I grow up in the shadow of a church. Every Sunday morning, the 850-pound bell at the Gothic-style Episcopalian Church of the Intercession just a few blocks away rings as if to fill the sky with sound. Its clangor surges into the large bedroom I share with my brother, swelling like a giant heartbeat. Other bells from neighboring churches join in, but this is the one that’s closest. The sound is deep, melodious, maybe a bit mournful, and certainly mysterious.
The bedroom with its three windows is on the eighth floor of a ten-story Gilded Age apartment building on a hill at the southern edge of Washington Heights. We have a view of the Jersey Palisades, the George Washington Bridge and its necklace of lights in the evening, and of the eerier Trinity cemetery just north of us. The immediate neighborhood is full of drama for a little boy. Our street slopes almost vertiginously west, down to Riverside Drive and the park beyond that beards the edge of this part of Manhattan.

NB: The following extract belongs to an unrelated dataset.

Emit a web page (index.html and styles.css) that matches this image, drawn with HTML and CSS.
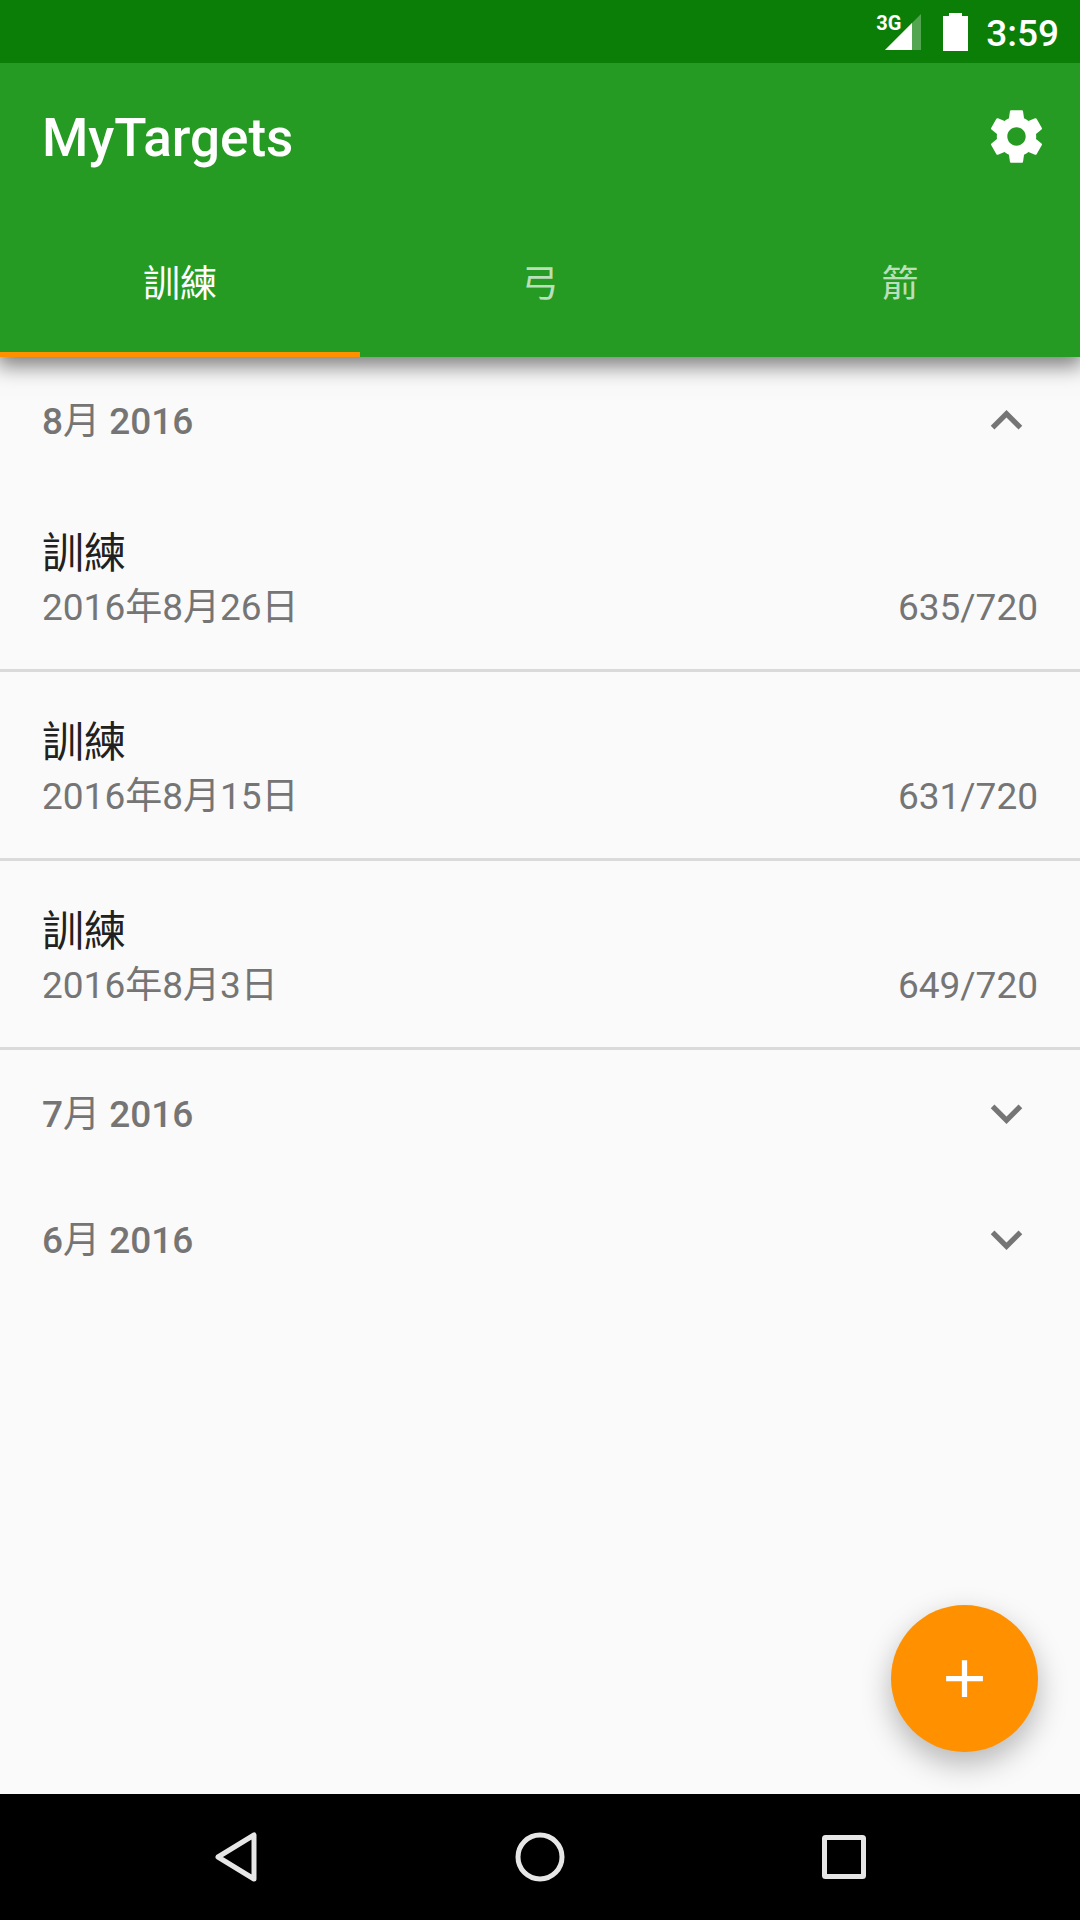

There’s a plaque on the wall of the cemetery commemorating battles fought here and across the river by General Washington. The vast cemetery itself is filled with thousands of crumbling monuments and mausoleums of marble and brownstone. Astors are buried here, and mayors of New York, and a son of Charles Dickens. It’s a view that might make sleep difficult for an easily frightened child. But for me, it’s just part of the landscape of New York that stretches north to the Bronx, more redolent of the past than any skyscraper downtown could ever be.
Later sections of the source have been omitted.